The length of time it takes for the adhesive to cure, harden, or dry can vary based on the type of adhesive used. The adhesive can be a rapid set adhesive, which would require a shorter time, or in the case of high-strength adhesives, can require a longer time. The injection of the adhesive occurs prior to run-in of the casing string 10 into a wellbore and can be performed on-site at the location of the cementing operation or off-site, for example at a remote location and then the casing string can be shipped to the wellsite. Accordingly, the injection of the adhesive can occur hours, days, weeks before use at a wellsite. The method steps can be performed with the casing string in a horizontal orientation, for example, on a pipe rack. Because gravity may cause the adhesive to settle to the bottom of the annulus 111 after injection and before curing, hardening, or drying, the amount of adhesive injected may be enough to completely fill the annulus 111 such that the float collar body 110 is completely bonded to the inside of the casing string 10 and no gaps exist.
Some of the many advantages to the threadless float collar body is that once the adhesive has bonded the float collar body to the inside of the casing string, compression packers are not required to keep the float collar body bonded to the casing string. There is also no way for the float collar body to burst or collapse because the annulus can be completely filled with the adhesive. This advantageously allows the float collar body to be made of different materials than other float collar bodies. Other float collar bodies are made of high-strength metals and metal alloys, which substantially increases the time to mill out after use.

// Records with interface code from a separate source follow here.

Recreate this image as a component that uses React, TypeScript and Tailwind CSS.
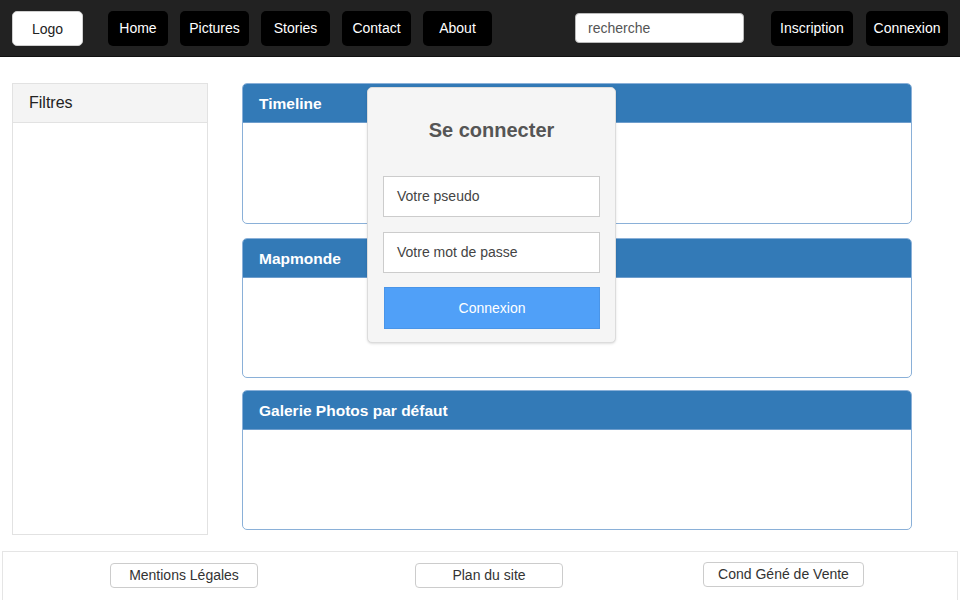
const navItems = [
  { label: "Home", w: "w-[60px]" },
  { label: "Pictures", w: "w-[69px]" },
  { label: "Stories", w: "w-[69px]" },
  { label: "Contact", w: "w-[69px]" },
  { label: "About", w: "w-[69px]" },
];

function Header() {
  return (
    <header className="h-[57px] bg-[#222222] border-b border-[#111111] flex items-center px-3">
      <button className="w-[71px] h-[35px] bg-white border border-[#cfcfcf] rounded-[5px] text-[14px] text-[#222] pt-[2px]">
        Logo
      </button>
      <nav className="ml-[25px] flex gap-3">
        {navItems.map((item) => (
          <button
            key={item.label}
            className={`${item.w} h-[35px] bg-black rounded-[5px] text-[14px] text-white`}
          >
            {item.label}
          </button>
        ))}
      </nav>
      <div className="ml-auto flex items-center">
        <div className="w-[169px] h-[30px] bg-white border border-[#bbbbbb] rounded-[4px] flex items-center px-3 text-[14px] text-[#555]">
          recherche
        </div>
        <button className="ml-[27px] w-[82px] h-[35px] bg-black rounded-[5px] text-[14px] text-white">
          Inscription
        </button>
        <button className="ml-[13px] w-[82px] h-[35px] bg-black rounded-[5px] text-[14px] text-white">
          Connexion
        </button>
      </div>
    </header>
  );
}

function Panel({ title, h }: { title: string; h: string }) {
  return (
    <section className={`${h} border border-[#8ab0d8] rounded-[5px] overflow-hidden bg-white flex flex-col`}>
      <div className="h-[39px] bg-[#337ab7] border-b border-[#6e9dcc] flex items-center px-4">
        <h2 className="text-[15.5px] font-bold text-white pt-px">{title}</h2>
      </div>
      <div className="flex-1" />
    </section>
  );
}

function LoginModal() {
  return (
    <div className="absolute left-[367px] top-[87px] w-[249px] h-[256px] bg-[#f5f5f5] border border-[#dcdcdc] rounded-[5px] shadow-sm px-[15px] flex flex-col">
      <h3 className="mt-[27px] h-[30px] leading-[30px] text-center text-[20px] font-bold text-[#555]">Se connecter</h3>
      <div className="mt-[31px] h-[41px] bg-white border border-[#cccccc] flex items-center px-[13px] text-[14px] text-[#444]">
        Votre pseudo
      </div>
      <div className="mt-[15px] h-[41px] bg-white border border-[#cccccc] flex items-center px-[13px] text-[14px] text-[#444]">
        Votre mot de passe
      </div>
      <button className="mt-[14px] ml-px h-[42px] bg-[#50a0f8] border border-[#4a95e8] text-[14px] text-white">
        Connexion
      </button>
    </div>
  );
}

function Footer() {
  return (
    <footer className="mt-4 mx-[2px] h-[52px] border border-[#e5e5e5] flex items-start pt-[11px] text-[14px] text-[#333]">
      <button className="ml-[107px] w-[148px] h-[25px] bg-white border border-[#cccccc] rounded-[4px]">
        Mentions Légales
      </button>
      <button className="ml-[157px] w-[148px] h-[25px] bg-white border border-[#cccccc] rounded-[4px]">
        Plan du site
      </button>
      <button className="ml-[140px] -mt-px w-[161px] h-[25px] bg-white border border-[#cccccc] rounded-[4px]">
        Cond Géné de Vente
      </button>
    </footer>
  );
}

export default function App() {
  return (
    <div className="relative w-[960px] h-[600px] overflow-hidden bg-white font-['Liberation_Sans',Arial,sans-serif]">
      <Header />
      <main className="flex px-3 pt-[26px] gap-[34px]">
        <aside className="w-[196px] h-[452px] border border-[#e2e2e2] flex flex-col">
          <div className="h-[39px] bg-[#f4f4f4] border-b border-[#e2e2e2] flex items-center px-4">
            <h2 className="text-[16px] text-[#222]">Filtres</h2>
          </div>
        </aside>
        <div className="w-[670px] flex flex-col">
          <Panel title="Timeline" h="h-[141px]" />
          <div className="mt-[14px]">
            <Panel title="Mapmonde" h="h-[140px]" />
          </div>
          <div className="mt-3">
            <Panel title="Galerie Photos par défaut" h="h-[140px]" />
          </div>
        </div>
      </main>
      <Footer />
      <LoginModal />
    </div>
  );
}
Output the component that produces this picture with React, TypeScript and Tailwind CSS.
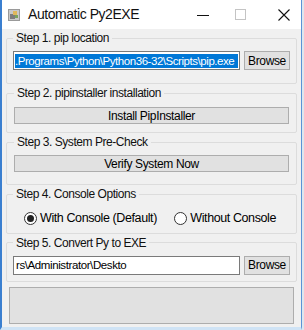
import React, { useState } from "react";

const font = { fontFamily: '"Liberation Sans", Arial, sans-serif' };

function Group({ title, children, className }: { title: string; children: React.ReactNode; className?: string }) {
  return (
    <fieldset className={`border border-[#dcdcdc] rounded-[2px] px-[6px] ${className ?? ""}`}>
      <legend className="px-[3px] text-[12px] leading-[14px] tracking-[-0.45px] text-[#111]">{title}</legend>
      {children}
    </fieldset>
  );
}

function Button({ label, className }: { label: string; className?: string }) {
  return (
    <div
      className={`h-[17px] bg-[#e1e1e1] border border-[#adadad] flex items-center justify-center text-[12px] tracking-[-0.35px] text-black ${className ?? ""}`}
    >
      {label}
    </div>
  );
}

function Radio({ checked, label, onClick }: { checked: boolean; label: string; onClick: () => void }) {
  return (
    <div className="flex items-center gap-[3px] cursor-default" onClick={onClick}>
      <span className="w-[13px] h-[13px] rounded-full border border-[#333] bg-white flex items-center justify-center">
        {checked && <span className="w-[7px] h-[7px] rounded-full bg-[#222]" />}
      </span>
      <span className="text-[12.5px] tracking-[-0.4px] text-black">{label}</span>
    </div>
  );
}

export default function App() {
  const [withConsole, setWithConsole] = useState(true);

  return (
    <div className="w-[304px] h-[330px] bg-[#dfe6ee] flex" style={font}>
      <div className="w-[302px] h-[330px] border-l-2 border-r border-b-[3px] border-l-[#3a7fd0] border-r-[#5b93d6] border-b-[#cfe3f5] flex flex-col">
        {/* title bar */}
        <div className="h-[29px] bg-white flex items-center shrink-0">
          <svg width="12" height="12" viewBox="0 0 12 12" className="ml-[6px] mr-[8px]">
            <rect x="0.5" y="0.5" width="11" height="11" fill="#c9c9c9" stroke="#9a9a9a" />
            <rect x="2" y="5" width="5" height="5" fill="#7d7d7d" />
            <rect x="5" y="2" width="4" height="4" fill="#e0b85a" />
            <rect x="7" y="6" width="3" height="3" fill="#7aa35c" />
          </svg>
          <span className="text-[14px] text-[#111] tracking-[-0.45px]">Automatic Py2EXE</span>
          <div className="ml-auto flex items-center">
            <svg width="12" height="12" viewBox="0 0 12 12" className="mr-[26px]">
              <line x1="0" y1="6.5" x2="12" y2="6.5" stroke="#111" strokeWidth="1" />
            </svg>
            <svg width="11" height="11" viewBox="0 0 11 11" className="mr-[32px]">
              <rect x="0.5" y="0.5" width="10" height="10" fill="none" stroke="#c4c4c4" />
            </svg>
            <svg width="12" height="12" viewBox="0 0 12 12" className="mr-[11px]">
              <path d="M0.5 0.5 L11.5 11.5 M11.5 0.5 L0.5 11.5" stroke="#111" strokeWidth="1.1" />
            </svg>
          </div>
        </div>

        {/* body */}
        <div className="flex-1 bg-[#f0f0f0] px-[4px] pt-[2px] flex flex-col gap-[2px]">
          <Group title="Step 1. pip location" className="pt-[6px] pb-[13px]">
            <div className="flex items-center gap-[4px]">
              <div className="w-[227px] shrink-0 h-[19px] bg-white border border-[#7a7a7a] flex items-center px-[1px] overflow-hidden">
                <span className="bg-[#0078d7] text-white text-[11.5px] leading-[14px] tracking-[-0.45px] whitespace-nowrap w-full">
                  .Programs\Python\Python36-32\Scripts\pip.exe
                </span>
              </div>
              <Button label="Browse" className="w-[46px] shrink-0 h-[19px]" />
            </div>
          </Group>

          <Group title="Step 2. pipinstaller installation" className="pt-[7px] pb-[8px] px-[7px]">
            <Button label="Install PipInstaller" />
          </Group>

          <Group title="Step 3. System Pre-Check" className="pt-[6px] pb-[12px] px-[7px]">
            <Button label="Verify System Now" />
          </Group>

          <Group title="Step 4. Console Options" className="pt-[8px] pb-[5px]">
            <div className="flex items-center pl-[11px] pr-[14px]">
              <Radio checked={withConsole} label="With Console (Default)" onClick={() => setWithConsole(true)} />
              <div className="ml-auto">
                <Radio checked={!withConsole} label="Without Console" onClick={() => setWithConsole(false)} />
              </div>
            </div>
          </Group>

          <Group title="Step 5. Convert Py to EXE" className="pt-[6px] pb-[6px]">
            <div className="flex items-center gap-[4px]">
              <div className="w-[227px] shrink-0 h-[19px] bg-white border border-[#7a7a7a] flex items-center px-[2px] overflow-hidden">
                <span className="text-[11.5px] tracking-[-0.4px] text-black whitespace-nowrap">rs\Administrator\Deskto</span>
              </div>
              <Button label="Browse" className="w-[46px] shrink-0 h-[19px]" />
            </div>
          </Group>

          <div className="mt-[3px] mx-[3px] h-[37px] bg-[#e1e1e1] border border-[#adadad]" />
        </div>
      </div>
    </div>
  );
}
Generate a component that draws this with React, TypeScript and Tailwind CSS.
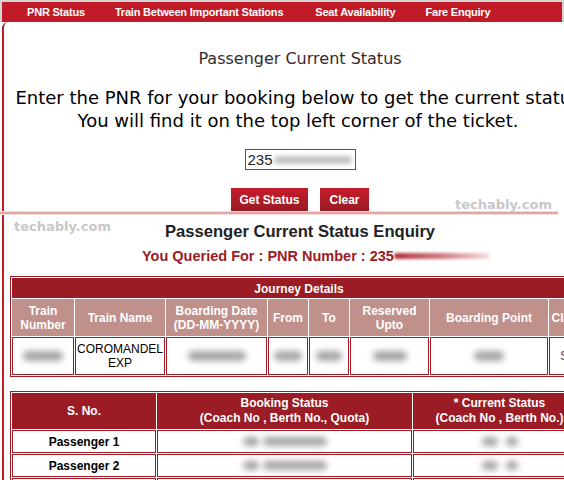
import React from "react";

const ARIAL = "font-['Liberation_Sans',Arial,sans-serif]";
const VERD = "font-['DejaVu_Sans',Verdana,sans-serif]";

function Blob({ w, h = "h-[10px]", c = "bg-[#a4a4a4]" }: { w: string; h?: string; c?: string }) {
  return <span className={`inline-block ${w} ${h} ${c} rounded-full blur-[3px]`} />;
}

function HeadCell({ w, children }: { w: string; children: React.ReactNode }) {
  return (
    <div className={`${w} shrink-0 bg-[#c0908b] text-white font-bold text-[12px] leading-[14px] flex items-center justify-center text-center`}>
      {children}
    </div>
  );
}

function DataCell({ w, children }: { w: string; children?: React.ReactNode }) {
  return (
    <div className={`${w} shrink-0 border border-[#9b1c24] bg-white flex items-center justify-center text-center text-[12px] leading-[14px] text-black`}>
      {children}
    </div>
  );
}

export default function App() {
  return (
    <div className={`w-[564px] h-[480px] overflow-hidden bg-white relative ${ARIAL}`}>
      <div className="w-[620px]">
        {/* top strip */}
        <div className="h-[2px] bg-[#d4d4d4]" />
        <div className="flex bg-[#d4d4d4]">
          <div className="w-[2px]" />
          <nav className="w-[560px] h-[20px] bg-[#c11b27] flex items-center text-white font-bold text-[11px] leading-none tracking-[-0.2px]">
            <span className="ml-[25px]">PNR Status</span>
            <span className="ml-[30px]">Train Between Important Stations</span>
            <span className="ml-[32px]">Seat Availability</span>
            <span className="ml-[30px]">Fare Enquiry</span>
          </nav>
          <div className="flex-1" />
        </div>

        {/* body */}
        <div className="ml-[2px] border-l-2 border-[#c11b27] rounded-tl-[6px] w-[594px]">
          {/* upper panel */}
          <div className={`h-[189px] flex flex-col items-center ${VERD}`}>
            <div className="mt-[27px] text-[16px] leading-[20px] text-[#352b2b]">
              Passenger Current Status
            </div>
            <div className="mt-[17px] -ml-[4px] text-[18px] leading-[23px] text-black text-center whitespace-nowrap">
              <div>Enter the PNR for your booking below to get the current status</div>
              <div>You will find it on the top left corner of the ticket.</div>
            </div>
            <div className={`mt-[17px] w-[111px] h-[22px] border border-[#555] flex items-center pl-[2px] ${ARIAL}`}>
              <span className="text-[15px] text-[#222] leading-none">235</span>
              <span className="inline-block w-[78px] h-[8px] bg-[#c4c4c4] rounded-full blur-[2px] ml-[1px]" />
            </div>
            <div className={`mt-[18px] flex gap-[12px] ${ARIAL}`}>
              <button className="w-[77px] h-[23px] bg-gradient-to-b from-[#c81a2a] to-[#961c25] text-white font-bold text-[12px]">
                Get Status
              </button>
              <button className="w-[49px] h-[23px] bg-gradient-to-b from-[#c81a2a] to-[#961c25] text-white font-bold text-[12px]">
                Clear
              </button>
            </div>
          </div>

          {/* divider */}
          <div className="h-[1px] bg-[#f3d9d9] -ml-[4px] w-[558px]" />
          <div className="h-[2px] bg-[#e4a4a4] -ml-[4px] w-[558px]" />
          <div className="h-[1px] bg-[#f5dede] -ml-[4px] w-[558px]" />

          {/* lower panel */}
          <div className="flex flex-col">
            <div className="mt-[6px] self-center text-[16.6px] leading-[21px] font-bold text-[#222]">
              Passenger Current Status Enquiry
            </div>
            <div className="mt-[5px] ml-[138px] text-[14.5px] leading-[18px] font-bold text-[#9b1c24] flex items-center">
              <span>You Queried For : PNR Number : 235</span>
              <span className="inline-block w-[96px] h-[6px] rounded-full bg-gradient-to-r from-[#b02a38] via-[#d07a80] to-[#f4e0e0] blur-[1.5px]" />
            </div>
          </div>

          {/* journey table */}
          <div className="ml-[6px] mt-[11px] w-[578px] border border-[#9b1c24] p-[1px] flex flex-col gap-[1px]">
            <div className="h-[20px] bg-[#9b1c24] text-white font-bold text-[12px] flex items-center justify-center pt-[2px]">
              Journey Details
            </div>
            <div className="h-[37px] flex gap-[1px]">
              <HeadCell w="w-[62px]">Train<br />Number</HeadCell>
              <HeadCell w="w-[90px]">Train Name</HeadCell>
              <HeadCell w="w-[101px]">Boarding Date<br />(DD-MM-YYYY)</HeadCell>
              <HeadCell w="w-[40px]">From</HeadCell>
              <HeadCell w="w-[40px]">To</HeadCell>
              <HeadCell w="w-[79px]">Reserved<br />Upto</HeadCell>
              <HeadCell w="w-[118px]">Boarding Point</HeadCell>
              <HeadCell w="w-[37px]">Class</HeadCell>
            </div>
            <div className="h-[38px] flex gap-[1px]">
              <DataCell w="w-[62px]"><Blob w="w-[40px]" /></DataCell>
              <DataCell w="w-[90px]">COROMANDEL<br />EXP</DataCell>
              <DataCell w="w-[101px]"><Blob w="w-[58px]" /></DataCell>
              <DataCell w="w-[40px]"><Blob w="w-[28px]" /></DataCell>
              <DataCell w="w-[40px]"><Blob w="w-[26px]" /></DataCell>
              <DataCell w="w-[79px]"><Blob w="w-[34px]" /></DataCell>
              <DataCell w="w-[118px]"><Blob w="w-[30px]" /></DataCell>
              <DataCell w="w-[37px]"><span className="text-[#8a2a20]">SL</span></DataCell>
            </div>
          </div>

          {/* passenger table */}
          <div className="ml-[6px] mt-[14px] w-[578px] border border-[#9b1c24] p-[1px] flex flex-col gap-[1px]">
            <div className="h-[36px] flex gap-[1px] text-white font-bold text-[12px] leading-[15px] text-center">
              <div className="w-[144px] shrink-0 bg-[#9b1c24] flex items-center justify-center">S. No.</div>
              <div className="w-[255px] shrink-0 bg-[#9b1c24] flex items-center justify-center">
                Booking Status<br />(Coach No , Berth No., Quota)
              </div>
              <div className="flex-1 bg-[#9b1c24] flex items-center justify-center">
                * Current Status<br />(Coach No , Berth No.)
              </div>
            </div>
            {["Passenger 1", "Passenger 2", "Passenger 3"].map((p) => (
              <div key={p} className="h-[23px] flex gap-[1px]">
                <div className="w-[144px] shrink-0 border border-[#9b1c24] flex items-center justify-center font-bold text-[12px] text-black">
                  {p}
                </div>
                <div className="w-[255px] shrink-0 border border-[#9b1c24] flex items-center justify-center gap-[4px]">
                  <Blob w="w-[16px]" h="h-[9px]" />
                  <Blob w="w-[64px]" h="h-[9px]" />
                </div>
                <div className="flex-1 border border-[#9b1c24] flex items-center justify-center gap-[8px]">
                  <Blob w="w-[16px]" h="h-[9px]" />
                  <Blob w="w-[12px]" h="h-[9px]" />
                </div>
              </div>
            ))}
          </div>
        </div>
      </div>

      {/* watermarks */}
      <div className={`absolute left-[455px] top-[196px] text-[13px] leading-[18px] font-bold text-[#c8c8c8] ${VERD}`}>
        techably.com
      </div>
      <div className={`absolute left-[14px] top-[218px] text-[13px] leading-[18px] font-bold text-[#c8c8c8] ${VERD}`}>
        techably.com
      </div>
    </div>
  );
}
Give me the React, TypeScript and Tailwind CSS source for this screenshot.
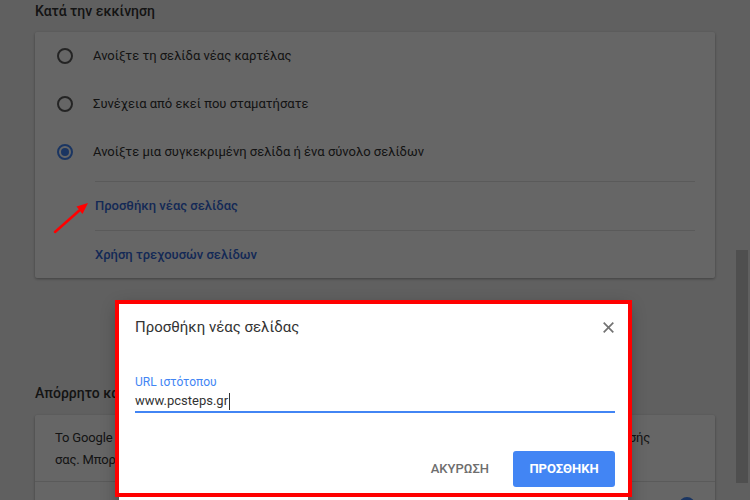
import { useState } from "react";

const startupOptions = [
  "Ανοίξτε τη σελίδα νέας καρτέλας",
  "Συνέχεια από εκεί που σταματήσατε",
  "Ανοίξτε μια συγκεκριμένη σελίδα ή ένα σύνολο σελίδων",
];

const Radio = ({ checked }: { checked: boolean }) => (
  <span
    className={
      checked
        ? "flex h-4 w-4 items-center justify-center rounded-full border-2 border-[#4285f4]"
        : "flex h-4 w-4 items-center justify-center rounded-full border-2 border-[#5a5a5a]"
    }
  >
    {checked && <span className="h-2 w-2 rounded-full bg-[#4285f4]" />}
  </span>
);

const App = () => {
  const [selected] = useState(2);

  return (
    <div className="relative h-[500px] w-[750px] overflow-hidden bg-[#f1f1f1] font-['Roboto',sans-serif] text-[13px] text-[#333333]">
      <div className="ml-[35px] w-[680px]">
        <h2 className="mb-[10px] h-[22px] text-[14px] font-medium leading-[22px] text-[#333333]">
          Κατά την εκκίνηση
        </h2>

        <div className="rounded-[2px] bg-white shadow-[0_1px_3px_rgba(0,0,0,0.35)]">
          {startupOptions.map((label, i) => (
            <div key={label} className="flex h-[48px] items-center gap-[20px] pl-[22px]">
              <Radio checked={i === selected} />
              <span>{label}</span>
            </div>
          ))}
          <div className="ml-[60px] mr-[20px] mt-[5px]">
            <div className="flex h-[49px] items-center border-t border-[#e0e0e0] font-medium text-[#3367d6]">
              Προσθήκη νέας σελίδας
            </div>
            <div className="flex h-[48px] items-center border-t border-[#e0e0e0] font-medium text-[#3367d6]">
              Χρήση τρεχουσών σελίδων
            </div>
          </div>
        </div>

        <h2 className="mb-[11px] mt-[104px] h-[22px] text-[14px] font-medium leading-[22px] text-[#333333]">
          Απόρρητο και ασφάλεια
        </h2>

        <div className="rounded-[2px] bg-white shadow-[0_1px_3px_rgba(0,0,0,0.35)]">
          <p className="whitespace-nowrap px-[20px] pb-[10px] pt-[12px] leading-[22px] tracking-[-0.16px]">
            Το Google Chrome μπορεί να χρησιμοποιεί υπηρεσίες ιστού για τη βελτίωση της εμπειρίας περιήγησής
            <br />
            σας. Μπορείτε προαιρετικά να απενεργοποιήσετε αυτές τις υπηρεσίες.
          </p>
          <div className="flex h-[48px] justify-end border-t border-[#e0e0e0] pr-[20px] pt-[15px]">
            <span className="h-4 w-4 rounded-full bg-[#4285f4]" />
          </div>
        </div>
      </div>

      {/* scrollbar thumb */}
      <div className="absolute left-[736px] top-[250px] h-[233px] w-[12px] bg-[#c5c5c5]" />

      {/* modal backdrop */}
      <div className="absolute inset-0 bg-black/60" />

      {/* annotation arrow */}
      <svg className="pointer-events-none absolute left-0 top-0" width="750" height="500">
        <line x1="55" y1="232" x2="81" y2="209" stroke="#ff0000" strokeWidth="2.5" strokeLinecap="round" />
        <polygon points="88,203 76.5,206.5 82.5,214" fill="#ff0000" />
      </svg>

      {/* dialog */}
      <div className="absolute left-[119px] top-[304px] flex h-[210px] w-[509px] flex-col bg-white shadow-[0_4px_16px_rgba(0,0,0,0.4)]">
        <div className="flex h-[46px] items-center justify-between pl-[16px] pr-[14px]">
          <span className="text-[15px] text-[#333333]">Προσθήκη νέας σελίδας</span>
          <svg width="11" height="11" viewBox="0 0 11 11">
            <path d="M0.7 0.7 L10.3 10.3 M10.3 0.7 L0.7 10.3" stroke="#737373" strokeWidth="1.7" />
          </svg>
        </div>

        <div className="pl-[16px] pr-[13px]">
          <div className="mt-[24px] text-[12px] leading-[16px] text-[#4285f4]">URL ιστότοπου</div>
          <div className="flex h-[23px] items-center border-b-2 border-[#4285f4] pt-[1px] text-[13px] leading-[20px] text-[#333333]">
            www.pcsteps.gr
            <span className="ml-[1px] h-[17px] w-px bg-[#333333]" />
          </div>

          <div className="mt-[38px] flex items-center justify-end gap-[8px]">
            <button className="h-[36px] px-[16px] text-[13px] font-medium text-[#6e6e6e]">ΑΚΥΡΩΣΗ</button>
            <button className="h-[36px] w-[102px] rounded-[3px] bg-[#4285f4] text-[13px] font-bold text-white">
              ΠΡΟΣΘΗΚΗ
            </button>
          </div>
        </div>
      </div>

      {/* highlight frame */}
      <div className="pointer-events-none absolute left-[115px] top-[300px] h-[197px] w-[517px] border-4 border-[#ff0000]" />
    </div>
  );
};

export default App;
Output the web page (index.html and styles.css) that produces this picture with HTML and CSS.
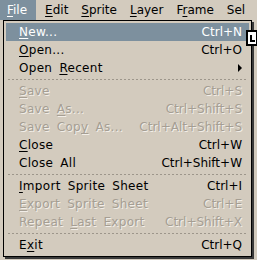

The components of the downhole tool can be made from a variety of components including, but not limited to, metals, metal alloys, composites, plastics, and rubbers. According to any of the embodiments, the float collar body 110 is made from an aluminum composite material or phenolics. Not only are composite and phenolic materials lighter weight than metals used in other float collar bodies, but the time required to mill out the float collar body is substantially less.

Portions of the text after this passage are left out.